*The problem*
Select lines where the word "drawn" appears.

*Records for the task*
------

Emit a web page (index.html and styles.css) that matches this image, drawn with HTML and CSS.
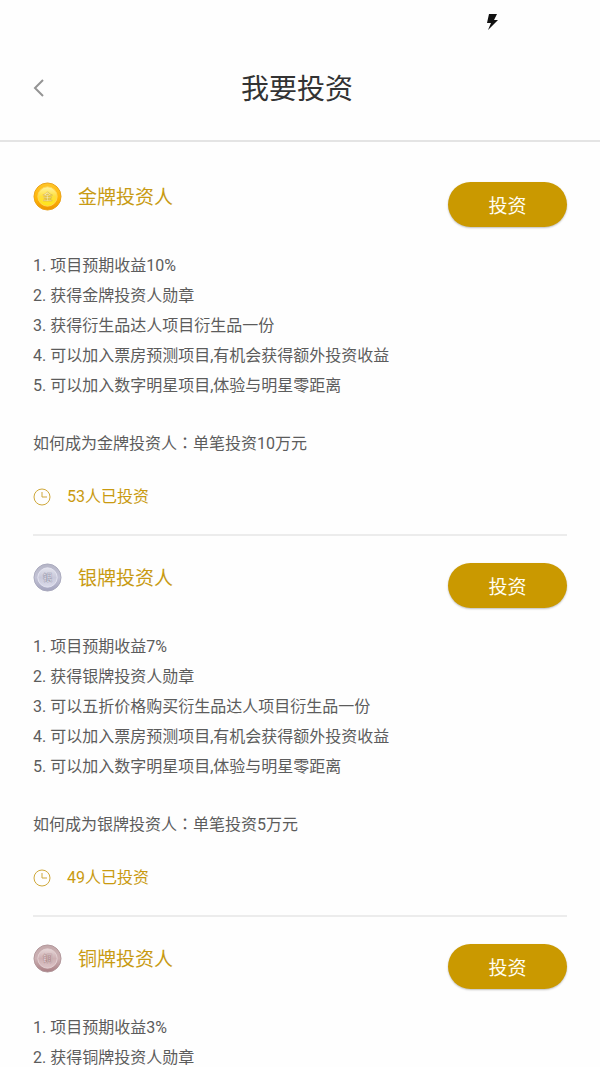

------

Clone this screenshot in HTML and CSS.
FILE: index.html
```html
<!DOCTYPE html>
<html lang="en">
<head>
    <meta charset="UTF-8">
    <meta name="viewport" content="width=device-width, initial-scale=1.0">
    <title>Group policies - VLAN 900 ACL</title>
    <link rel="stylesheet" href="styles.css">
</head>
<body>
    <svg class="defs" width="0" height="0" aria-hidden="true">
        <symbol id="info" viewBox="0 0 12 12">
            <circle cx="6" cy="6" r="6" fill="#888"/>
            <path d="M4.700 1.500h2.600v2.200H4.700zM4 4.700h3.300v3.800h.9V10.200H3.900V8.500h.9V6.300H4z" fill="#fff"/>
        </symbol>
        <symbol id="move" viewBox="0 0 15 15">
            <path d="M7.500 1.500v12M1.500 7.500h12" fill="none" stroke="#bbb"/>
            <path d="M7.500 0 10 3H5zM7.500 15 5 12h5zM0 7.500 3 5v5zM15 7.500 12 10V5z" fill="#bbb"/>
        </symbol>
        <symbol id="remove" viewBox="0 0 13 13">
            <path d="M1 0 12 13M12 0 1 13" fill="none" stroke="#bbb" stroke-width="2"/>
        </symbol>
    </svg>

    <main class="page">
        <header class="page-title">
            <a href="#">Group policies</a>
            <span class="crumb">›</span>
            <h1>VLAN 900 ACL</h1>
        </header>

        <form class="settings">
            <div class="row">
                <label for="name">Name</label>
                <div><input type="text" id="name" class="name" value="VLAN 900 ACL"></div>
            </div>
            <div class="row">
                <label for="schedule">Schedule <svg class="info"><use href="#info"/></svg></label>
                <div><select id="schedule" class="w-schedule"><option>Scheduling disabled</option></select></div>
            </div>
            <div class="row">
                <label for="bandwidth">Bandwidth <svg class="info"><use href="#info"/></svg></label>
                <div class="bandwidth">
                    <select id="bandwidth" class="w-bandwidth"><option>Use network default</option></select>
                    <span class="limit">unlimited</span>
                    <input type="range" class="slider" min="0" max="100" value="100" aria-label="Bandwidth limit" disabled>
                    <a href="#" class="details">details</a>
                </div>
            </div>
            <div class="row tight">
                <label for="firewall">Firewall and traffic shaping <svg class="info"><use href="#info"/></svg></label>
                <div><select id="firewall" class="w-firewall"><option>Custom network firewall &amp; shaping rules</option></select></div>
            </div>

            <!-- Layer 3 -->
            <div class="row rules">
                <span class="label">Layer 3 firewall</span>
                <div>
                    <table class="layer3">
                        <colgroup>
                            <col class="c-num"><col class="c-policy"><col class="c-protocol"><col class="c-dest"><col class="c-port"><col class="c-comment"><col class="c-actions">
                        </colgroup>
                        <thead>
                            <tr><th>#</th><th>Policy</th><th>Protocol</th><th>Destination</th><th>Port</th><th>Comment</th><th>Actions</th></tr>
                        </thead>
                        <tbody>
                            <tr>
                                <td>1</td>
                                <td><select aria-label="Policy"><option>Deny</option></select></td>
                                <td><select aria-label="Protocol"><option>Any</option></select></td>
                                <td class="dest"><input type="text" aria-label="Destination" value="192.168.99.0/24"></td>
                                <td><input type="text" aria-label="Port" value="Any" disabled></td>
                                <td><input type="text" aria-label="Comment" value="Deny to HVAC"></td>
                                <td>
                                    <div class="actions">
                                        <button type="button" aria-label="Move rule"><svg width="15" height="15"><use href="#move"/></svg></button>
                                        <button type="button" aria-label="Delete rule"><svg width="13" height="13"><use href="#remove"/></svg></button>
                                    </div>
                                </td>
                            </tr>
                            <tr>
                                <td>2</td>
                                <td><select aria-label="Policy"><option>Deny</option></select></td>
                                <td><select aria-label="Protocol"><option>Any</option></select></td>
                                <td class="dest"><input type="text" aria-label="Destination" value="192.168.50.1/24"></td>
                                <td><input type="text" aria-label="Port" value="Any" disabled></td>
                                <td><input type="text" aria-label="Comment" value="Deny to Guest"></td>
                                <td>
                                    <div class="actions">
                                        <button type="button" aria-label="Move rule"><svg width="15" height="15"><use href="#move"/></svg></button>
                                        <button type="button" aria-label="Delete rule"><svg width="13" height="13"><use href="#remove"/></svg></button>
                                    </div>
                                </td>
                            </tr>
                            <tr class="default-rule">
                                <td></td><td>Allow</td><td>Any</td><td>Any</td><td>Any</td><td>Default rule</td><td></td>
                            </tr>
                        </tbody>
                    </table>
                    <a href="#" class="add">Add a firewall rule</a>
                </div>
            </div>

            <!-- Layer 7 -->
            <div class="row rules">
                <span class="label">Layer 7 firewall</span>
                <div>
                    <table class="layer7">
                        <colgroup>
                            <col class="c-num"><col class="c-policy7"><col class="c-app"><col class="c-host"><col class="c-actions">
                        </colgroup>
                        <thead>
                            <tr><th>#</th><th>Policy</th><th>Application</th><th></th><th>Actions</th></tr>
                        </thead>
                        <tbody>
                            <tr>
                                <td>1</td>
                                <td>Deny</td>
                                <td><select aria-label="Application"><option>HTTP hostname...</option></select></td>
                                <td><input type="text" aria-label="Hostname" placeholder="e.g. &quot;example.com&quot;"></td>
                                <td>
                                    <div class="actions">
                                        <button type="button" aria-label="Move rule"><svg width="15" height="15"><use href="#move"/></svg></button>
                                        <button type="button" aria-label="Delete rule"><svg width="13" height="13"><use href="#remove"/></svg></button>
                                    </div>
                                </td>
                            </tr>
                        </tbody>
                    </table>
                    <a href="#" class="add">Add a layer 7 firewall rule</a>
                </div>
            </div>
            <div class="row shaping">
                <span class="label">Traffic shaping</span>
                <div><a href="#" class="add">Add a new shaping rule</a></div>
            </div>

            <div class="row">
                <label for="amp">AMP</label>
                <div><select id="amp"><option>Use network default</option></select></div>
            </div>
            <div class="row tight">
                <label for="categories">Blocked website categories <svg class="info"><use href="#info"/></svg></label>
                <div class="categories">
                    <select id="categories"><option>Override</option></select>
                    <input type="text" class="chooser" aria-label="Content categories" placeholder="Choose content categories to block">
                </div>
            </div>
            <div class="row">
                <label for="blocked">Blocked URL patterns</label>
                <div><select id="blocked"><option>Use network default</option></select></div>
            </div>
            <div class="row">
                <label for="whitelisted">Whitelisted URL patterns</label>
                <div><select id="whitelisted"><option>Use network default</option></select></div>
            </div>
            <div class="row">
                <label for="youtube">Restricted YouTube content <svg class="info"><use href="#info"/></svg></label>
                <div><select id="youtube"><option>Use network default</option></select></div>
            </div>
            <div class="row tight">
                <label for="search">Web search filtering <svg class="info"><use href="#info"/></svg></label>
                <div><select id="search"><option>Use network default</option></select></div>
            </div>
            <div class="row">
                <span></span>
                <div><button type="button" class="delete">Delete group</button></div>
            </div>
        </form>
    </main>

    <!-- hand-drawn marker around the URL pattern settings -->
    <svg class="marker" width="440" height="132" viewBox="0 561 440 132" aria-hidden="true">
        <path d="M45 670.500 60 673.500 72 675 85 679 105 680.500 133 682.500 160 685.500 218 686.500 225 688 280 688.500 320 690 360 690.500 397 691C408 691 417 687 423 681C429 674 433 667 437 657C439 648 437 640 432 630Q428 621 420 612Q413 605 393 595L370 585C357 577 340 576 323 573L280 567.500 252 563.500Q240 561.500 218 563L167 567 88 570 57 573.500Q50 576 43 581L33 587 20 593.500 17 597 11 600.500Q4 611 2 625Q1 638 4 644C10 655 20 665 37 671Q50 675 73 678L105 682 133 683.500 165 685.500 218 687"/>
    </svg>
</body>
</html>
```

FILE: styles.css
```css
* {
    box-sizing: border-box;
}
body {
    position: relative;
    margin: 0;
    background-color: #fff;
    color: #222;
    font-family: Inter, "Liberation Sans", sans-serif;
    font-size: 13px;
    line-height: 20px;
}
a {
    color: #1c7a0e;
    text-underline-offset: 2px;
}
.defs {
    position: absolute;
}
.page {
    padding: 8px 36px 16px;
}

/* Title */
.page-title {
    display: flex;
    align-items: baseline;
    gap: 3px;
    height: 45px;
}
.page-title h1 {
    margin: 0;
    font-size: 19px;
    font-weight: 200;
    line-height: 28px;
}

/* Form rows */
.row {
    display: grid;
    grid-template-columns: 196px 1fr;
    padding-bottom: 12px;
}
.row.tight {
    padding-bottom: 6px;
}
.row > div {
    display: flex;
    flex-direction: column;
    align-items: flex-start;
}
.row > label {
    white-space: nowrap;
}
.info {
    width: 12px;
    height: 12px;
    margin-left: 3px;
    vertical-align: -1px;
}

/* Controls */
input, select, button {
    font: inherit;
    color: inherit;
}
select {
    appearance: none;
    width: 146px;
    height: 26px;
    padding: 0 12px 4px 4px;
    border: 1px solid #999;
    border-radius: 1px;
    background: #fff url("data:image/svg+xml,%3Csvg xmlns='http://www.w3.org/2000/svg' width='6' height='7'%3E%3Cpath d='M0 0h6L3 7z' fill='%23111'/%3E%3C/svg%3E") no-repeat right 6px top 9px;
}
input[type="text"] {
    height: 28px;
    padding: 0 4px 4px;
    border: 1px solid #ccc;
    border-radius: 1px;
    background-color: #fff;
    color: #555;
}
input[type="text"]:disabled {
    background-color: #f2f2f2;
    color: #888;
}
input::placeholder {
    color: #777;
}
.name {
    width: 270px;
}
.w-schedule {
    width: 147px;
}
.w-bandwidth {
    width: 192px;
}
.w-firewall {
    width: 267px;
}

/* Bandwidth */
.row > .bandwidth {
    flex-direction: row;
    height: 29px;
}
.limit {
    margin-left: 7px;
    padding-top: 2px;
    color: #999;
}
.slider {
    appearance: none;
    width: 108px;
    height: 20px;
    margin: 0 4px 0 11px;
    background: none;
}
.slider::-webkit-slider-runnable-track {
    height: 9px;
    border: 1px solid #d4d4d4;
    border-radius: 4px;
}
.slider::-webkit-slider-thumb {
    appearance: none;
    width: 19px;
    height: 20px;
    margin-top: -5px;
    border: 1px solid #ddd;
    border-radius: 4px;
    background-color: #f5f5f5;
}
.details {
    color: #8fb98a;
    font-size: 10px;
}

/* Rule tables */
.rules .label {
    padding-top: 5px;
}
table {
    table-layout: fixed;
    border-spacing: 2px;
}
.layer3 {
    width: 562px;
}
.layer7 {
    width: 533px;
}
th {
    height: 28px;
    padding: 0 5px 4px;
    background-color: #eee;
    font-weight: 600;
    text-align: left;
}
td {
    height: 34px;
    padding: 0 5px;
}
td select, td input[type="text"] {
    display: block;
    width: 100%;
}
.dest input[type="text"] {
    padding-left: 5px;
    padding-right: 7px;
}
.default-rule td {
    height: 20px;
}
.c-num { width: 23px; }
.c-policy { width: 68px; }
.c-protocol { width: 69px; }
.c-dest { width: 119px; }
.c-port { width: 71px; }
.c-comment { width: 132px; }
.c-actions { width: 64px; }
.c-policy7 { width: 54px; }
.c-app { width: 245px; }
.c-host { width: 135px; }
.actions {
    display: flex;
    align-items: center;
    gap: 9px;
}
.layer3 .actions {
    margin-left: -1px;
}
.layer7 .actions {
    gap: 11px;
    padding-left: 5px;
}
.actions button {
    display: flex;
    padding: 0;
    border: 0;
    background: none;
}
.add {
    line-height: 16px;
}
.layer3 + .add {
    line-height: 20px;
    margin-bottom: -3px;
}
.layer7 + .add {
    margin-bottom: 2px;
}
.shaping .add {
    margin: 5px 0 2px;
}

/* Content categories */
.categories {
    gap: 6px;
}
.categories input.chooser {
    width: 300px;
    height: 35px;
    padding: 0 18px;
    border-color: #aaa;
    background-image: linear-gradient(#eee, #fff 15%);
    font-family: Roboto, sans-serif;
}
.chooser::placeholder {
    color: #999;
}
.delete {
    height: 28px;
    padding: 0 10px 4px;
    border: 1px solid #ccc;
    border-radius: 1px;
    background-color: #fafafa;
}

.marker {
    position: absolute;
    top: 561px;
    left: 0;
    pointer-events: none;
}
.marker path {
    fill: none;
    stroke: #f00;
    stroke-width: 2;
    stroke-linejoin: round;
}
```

------

*Exercise response*
Emit a web page (index.html and styles.css) that matches this image, drawn with HTML and CSS.
    <!-- hand-drawn marker around the URL pattern settings -->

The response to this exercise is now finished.